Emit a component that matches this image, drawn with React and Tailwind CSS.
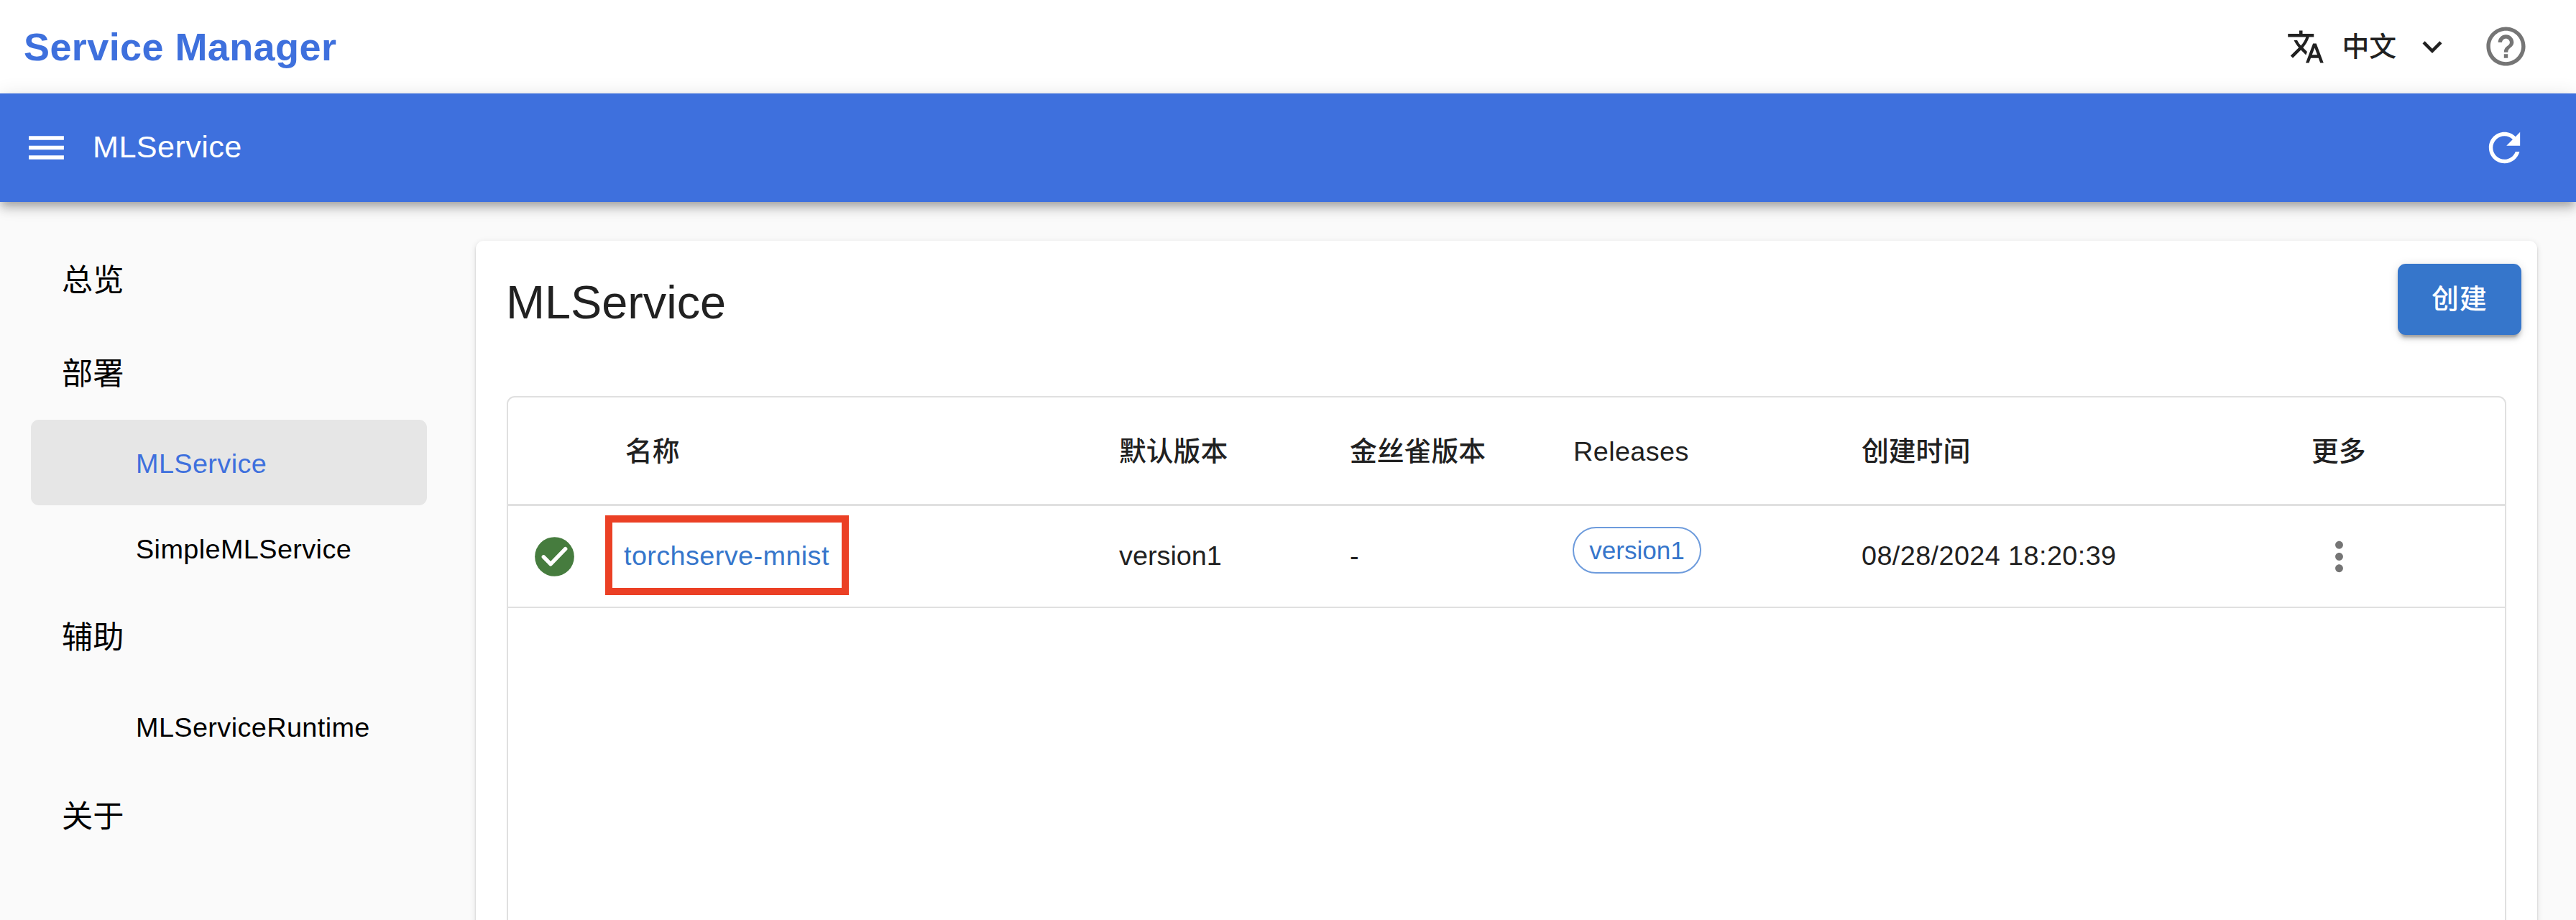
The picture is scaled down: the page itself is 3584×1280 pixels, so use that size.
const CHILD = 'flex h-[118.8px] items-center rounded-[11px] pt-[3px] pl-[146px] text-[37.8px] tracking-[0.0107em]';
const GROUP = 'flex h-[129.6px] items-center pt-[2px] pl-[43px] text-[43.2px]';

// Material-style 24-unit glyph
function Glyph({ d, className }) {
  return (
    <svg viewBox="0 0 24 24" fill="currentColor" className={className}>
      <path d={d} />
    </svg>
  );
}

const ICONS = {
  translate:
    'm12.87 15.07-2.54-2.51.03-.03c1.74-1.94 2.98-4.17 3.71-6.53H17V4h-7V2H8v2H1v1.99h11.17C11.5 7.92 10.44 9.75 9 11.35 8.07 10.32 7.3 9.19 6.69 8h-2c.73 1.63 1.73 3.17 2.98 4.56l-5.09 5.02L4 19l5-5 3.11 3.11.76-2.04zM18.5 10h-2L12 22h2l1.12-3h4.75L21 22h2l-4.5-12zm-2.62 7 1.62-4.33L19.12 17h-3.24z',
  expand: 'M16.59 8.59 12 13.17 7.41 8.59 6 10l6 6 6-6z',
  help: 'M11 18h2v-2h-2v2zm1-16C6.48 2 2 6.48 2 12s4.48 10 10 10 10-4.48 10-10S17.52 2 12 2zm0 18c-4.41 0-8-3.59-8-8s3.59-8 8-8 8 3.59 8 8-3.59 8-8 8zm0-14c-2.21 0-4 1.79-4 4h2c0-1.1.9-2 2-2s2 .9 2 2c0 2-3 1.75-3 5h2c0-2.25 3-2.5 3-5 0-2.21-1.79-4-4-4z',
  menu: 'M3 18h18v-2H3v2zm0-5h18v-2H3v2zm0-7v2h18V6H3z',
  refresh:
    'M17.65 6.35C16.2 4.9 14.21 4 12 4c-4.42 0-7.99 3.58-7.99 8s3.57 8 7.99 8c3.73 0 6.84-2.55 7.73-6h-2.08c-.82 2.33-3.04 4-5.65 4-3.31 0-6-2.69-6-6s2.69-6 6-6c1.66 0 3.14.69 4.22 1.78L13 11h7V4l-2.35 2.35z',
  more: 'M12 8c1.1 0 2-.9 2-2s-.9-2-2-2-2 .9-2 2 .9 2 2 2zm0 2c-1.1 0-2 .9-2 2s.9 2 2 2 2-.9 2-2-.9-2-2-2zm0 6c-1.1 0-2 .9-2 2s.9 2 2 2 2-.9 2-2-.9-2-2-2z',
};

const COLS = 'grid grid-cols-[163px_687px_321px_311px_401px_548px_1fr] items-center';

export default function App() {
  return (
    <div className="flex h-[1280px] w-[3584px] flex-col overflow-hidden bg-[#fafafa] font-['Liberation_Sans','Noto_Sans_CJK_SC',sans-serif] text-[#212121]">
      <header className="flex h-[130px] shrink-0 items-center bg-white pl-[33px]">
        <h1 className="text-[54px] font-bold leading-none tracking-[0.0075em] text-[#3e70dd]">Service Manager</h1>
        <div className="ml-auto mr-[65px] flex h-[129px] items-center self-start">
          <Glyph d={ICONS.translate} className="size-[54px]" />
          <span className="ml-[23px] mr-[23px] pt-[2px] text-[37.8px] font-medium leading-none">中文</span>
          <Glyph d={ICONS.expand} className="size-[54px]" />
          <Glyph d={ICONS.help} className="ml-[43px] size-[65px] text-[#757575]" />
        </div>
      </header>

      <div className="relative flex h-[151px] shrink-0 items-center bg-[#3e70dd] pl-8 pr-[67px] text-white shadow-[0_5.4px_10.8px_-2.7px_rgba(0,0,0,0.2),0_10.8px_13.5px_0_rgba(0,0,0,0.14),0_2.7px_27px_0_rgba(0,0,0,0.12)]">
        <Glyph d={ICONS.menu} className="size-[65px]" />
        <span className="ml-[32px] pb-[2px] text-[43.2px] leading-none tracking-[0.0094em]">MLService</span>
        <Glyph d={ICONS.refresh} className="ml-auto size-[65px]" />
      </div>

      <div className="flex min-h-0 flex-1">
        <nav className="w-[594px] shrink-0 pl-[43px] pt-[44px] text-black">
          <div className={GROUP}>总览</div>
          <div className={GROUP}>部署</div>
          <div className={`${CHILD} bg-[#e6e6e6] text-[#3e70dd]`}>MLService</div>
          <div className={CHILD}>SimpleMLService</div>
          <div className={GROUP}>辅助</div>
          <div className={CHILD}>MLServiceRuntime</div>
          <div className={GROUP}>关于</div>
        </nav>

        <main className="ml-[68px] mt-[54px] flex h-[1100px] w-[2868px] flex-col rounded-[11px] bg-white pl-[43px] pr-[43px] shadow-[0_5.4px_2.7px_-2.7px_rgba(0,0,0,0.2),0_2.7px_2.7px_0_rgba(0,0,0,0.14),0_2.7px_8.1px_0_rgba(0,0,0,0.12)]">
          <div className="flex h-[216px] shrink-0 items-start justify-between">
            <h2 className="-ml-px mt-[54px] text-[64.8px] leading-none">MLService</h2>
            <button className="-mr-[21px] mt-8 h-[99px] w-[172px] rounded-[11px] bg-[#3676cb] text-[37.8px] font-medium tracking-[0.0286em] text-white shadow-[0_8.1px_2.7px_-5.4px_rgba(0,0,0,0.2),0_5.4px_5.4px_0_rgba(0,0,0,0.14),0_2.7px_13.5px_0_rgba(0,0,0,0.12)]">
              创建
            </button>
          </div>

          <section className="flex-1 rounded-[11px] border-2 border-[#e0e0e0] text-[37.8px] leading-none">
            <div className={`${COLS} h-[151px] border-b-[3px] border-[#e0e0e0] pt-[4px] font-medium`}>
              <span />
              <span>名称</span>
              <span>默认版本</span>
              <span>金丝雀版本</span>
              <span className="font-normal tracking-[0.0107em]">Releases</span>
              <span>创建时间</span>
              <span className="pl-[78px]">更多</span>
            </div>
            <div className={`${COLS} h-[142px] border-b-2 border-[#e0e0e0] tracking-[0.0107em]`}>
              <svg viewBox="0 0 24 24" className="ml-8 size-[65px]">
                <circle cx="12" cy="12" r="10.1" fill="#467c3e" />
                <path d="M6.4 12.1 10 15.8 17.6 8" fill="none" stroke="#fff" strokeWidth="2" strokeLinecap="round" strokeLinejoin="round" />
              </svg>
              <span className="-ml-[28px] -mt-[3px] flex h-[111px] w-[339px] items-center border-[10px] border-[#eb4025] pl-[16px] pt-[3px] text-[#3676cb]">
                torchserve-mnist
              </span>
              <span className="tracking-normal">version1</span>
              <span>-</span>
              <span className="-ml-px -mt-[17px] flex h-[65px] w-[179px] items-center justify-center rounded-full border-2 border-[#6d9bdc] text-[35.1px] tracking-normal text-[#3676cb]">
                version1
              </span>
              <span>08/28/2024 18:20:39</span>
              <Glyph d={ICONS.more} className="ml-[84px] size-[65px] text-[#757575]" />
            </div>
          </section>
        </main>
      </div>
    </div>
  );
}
####
Every line of the material is to be quoted exactly, with no pictures carried over.

◆ RESPONSE TO THE EXERCISE ◆
Emit a component that matches this image, drawn with React and Tailwind CSS.
The picture is scaled down: the page itself is 3584×1280 pixels, so use that size.
const CHILD = 'flex h-[118.8px] items-center rounded-[11px] pt-[3px] pl-[146px] text-[37.8px] tracking-[0.0107em]';
const GROUP = 'flex h-[129.6px] items-center pt-[2px] pl-[43px] text-[43.2px]';

// Material-style 24-unit glyph
function Glyph({ d, className }) {
  return (
    <svg viewBox="0 0 24 24" fill="currentColor" className={className}>
      <path d={d} />
    </svg>
  );
}

const ICONS = {
  translate:
    'm12.87 15.07-2.54-2.51.03-.03c1.74-1.94 2.98-4.17 3.71-6.53H17V4h-7V2H8v2H1v1.99h11.17C11.5 7.92 10.44 9.75 9 11.35 8.07 10.32 7.3 9.19 6.69 8h-2c.73 1.63 1.73 3.17 2.98 4.56l-5.09 5.02L4 19l5-5 3.11 3.11.76-2.04zM18.5 10h-2L12 22h2l1.12-3h4.75L21 22h2l-4.5-12zm-2.62 7 1.62-4.33L19.12 17h-3.24z',
  expand: 'M16.59 8.59 12 13.17 7.41 8.59 6 10l6 6 6-6z',
  help: 'M11 18h2v-2h-2v2zm1-16C6.48 2 2 6.48 2 12s4.48 10 10 10 10-4.48 10-10S17.52 2 12 2zm0 18c-4.41 0-8-3.59-8-8s3.59-8 8-8 8 3.59 8 8-3.59 8-8 8zm0-14c-2.21 0-4 1.79-4 4h2c0-1.1.9-2 2-2s2 .9 2 2c0 2-3 1.75-3 5h2c0-2.25 3-2.5 3-5 0-2.21-1.79-4-4-4z',
  menu: 'M3 18h18v-2H3v2zm0-5h18v-2H3v2zm0-7v2h18V6H3z',
  refresh:
    'M17.65 6.35C16.2 4.9 14.21 4 12 4c-4.42 0-7.99 3.58-7.99 8s3.57 8 7.99 8c3.73 0 6.84-2.55 7.73-6h-2.08c-.82 2.33-3.04 4-5.65 4-3.31 0-6-2.69-6-6s2.69-6 6-6c1.66 0 3.14.69 4.22 1.78L13 11h7V4l-2.35 2.35z',
  more: 'M12 8c1.1 0 2-.9 2-2s-.9-2-2-2-2 .9-2 2 .9 2 2 2zm0 2c-1.1 0-2 .9-2 2s.9 2 2 2 2-.9 2-2-.9-2-2-2zm0 6c-1.1 0-2 .9-2 2s.9 2 2 2 2-.9 2-2-.9-2-2-2z',
};

const COLS = 'grid grid-cols-[163px_687px_321px_311px_401px_548px_1fr] items-center';

export default function App() {
  return (
    <div className="flex h-[1280px] w-[3584px] flex-col overflow-hidden bg-[#fafafa] font-['Liberation_Sans','Noto_Sans_CJK_SC',sans-serif] text-[#212121]">
      <header className="flex h-[130px] shrink-0 items-center bg-white pl-[33px]">
        <h1 className="text-[54px] font-bold leading-none tracking-[0.0075em] text-[#3e70dd]">Service Manager</h1>
        <div className="ml-auto mr-[65px] flex h-[129px] items-center self-start">
          <Glyph d={ICONS.translate} className="size-[54px]" />
          <span className="ml-[23px] mr-[23px] pt-[2px] text-[37.8px] font-medium leading-none">中文</span>
          <Glyph d={ICONS.expand} className="size-[54px]" />
          <Glyph d={ICONS.help} className="ml-[43px] size-[65px] text-[#757575]" />
        </div>
      </header>

      <div className="relative flex h-[151px] shrink-0 items-center bg-[#3e70dd] pl-8 pr-[67px] text-white shadow-[0_5.4px_10.8px_-2.7px_rgba(0,0,0,0.2),0_10.8px_13.5px_0_rgba(0,0,0,0.14),0_2.7px_27px_0_rgba(0,0,0,0.12)]">
        <Glyph d={ICONS.menu} className="size-[65px]" />
        <span className="ml-[32px] pb-[2px] text-[43.2px] leading-none tracking-[0.0094em]">MLService</span>
        <Glyph d={ICONS.refresh} className="ml-auto size-[65px]" />
      </div>

      <div className="flex min-h-0 flex-1">
        <nav className="w-[594px] shrink-0 pl-[43px] pt-[44px] text-black">
          <div className={GROUP}>总览</div>
          <div className={GROUP}>部署</div>
          <div className={`${CHILD} bg-[#e6e6e6] text-[#3e70dd]`}>MLService</div>
          <div className={CHILD}>SimpleMLService</div>
          <div className={GROUP}>辅助</div>
          <div className={CHILD}>MLServiceRuntime</div>
          <div className={GROUP}>关于</div>
        </nav>

        <main className="ml-[68px] mt-[54px] flex h-[1100px] w-[2868px] flex-col rounded-[11px] bg-white pl-[43px] pr-[43px] shadow-[0_5.4px_2.7px_-2.7px_rgba(0,0,0,0.2),0_2.7px_2.7px_0_rgba(0,0,0,0.14),0_2.7px_8.1px_0_rgba(0,0,0,0.12)]">
          <div className="flex h-[216px] shrink-0 items-start justify-between">
            <h2 className="-ml-px mt-[54px] text-[64.8px] leading-none">MLService</h2>
            <button className="-mr-[21px] mt-8 h-[99px] w-[172px] rounded-[11px] bg-[#3676cb] text-[37.8px] font-medium tracking-[0.0286em] text-white shadow-[0_8.1px_2.7px_-5.4px_rgba(0,0,0,0.2),0_5.4px_5.4px_0_rgba(0,0,0,0.14),0_2.7px_13.5px_0_rgba(0,0,0,0.12)]">
              创建
            </button>
          </div>

          <section className="flex-1 rounded-[11px] border-2 border-[#e0e0e0] text-[37.8px] leading-none">
            <div className={`${COLS} h-[151px] border-b-[3px] border-[#e0e0e0] pt-[4px] font-medium`}>
              <span />
              <span>名称</span>
              <span>默认版本</span>
              <span>金丝雀版本</span>
              <span className="font-normal tracking-[0.0107em]">Releases</span>
              <span>创建时间</span>
              <span className="pl-[78px]">更多</span>
            </div>
            <div className={`${COLS} h-[142px] border-b-2 border-[#e0e0e0] tracking-[0.0107em]`}>
              <svg viewBox="0 0 24 24" className="ml-8 size-[65px]">
                <circle cx="12" cy="12" r="10.1" fill="#467c3e" />
                <path d="M6.4 12.1 10 15.8 17.6 8" fill="none" stroke="#fff" strokeWidth="2" strokeLinecap="round" strokeLinejoin="round" />
              </svg>
              <span className="-ml-[28px] -mt-[3px] flex h-[111px] w-[339px] items-center border-[10px] border-[#eb4025] pl-[16px] pt-[3px] text-[#3676cb]">
                torchserve-mnist
              </span>
              <span className="tracking-normal">version1</span>
              <span>-</span>
              <span className="-ml-px -mt-[17px] flex h-[65px] w-[179px] items-center justify-center rounded-full border-2 border-[#6d9bdc] text-[35.1px] tracking-normal text-[#3676cb]">
                version1
              </span>
              <span>08/28/2024 18:20:39</span>
              <Glyph d={ICONS.more} className="ml-[84px] size-[65px] text-[#757575]" />
            </div>
          </section>
        </main>
      </div>
    </div>
  );
}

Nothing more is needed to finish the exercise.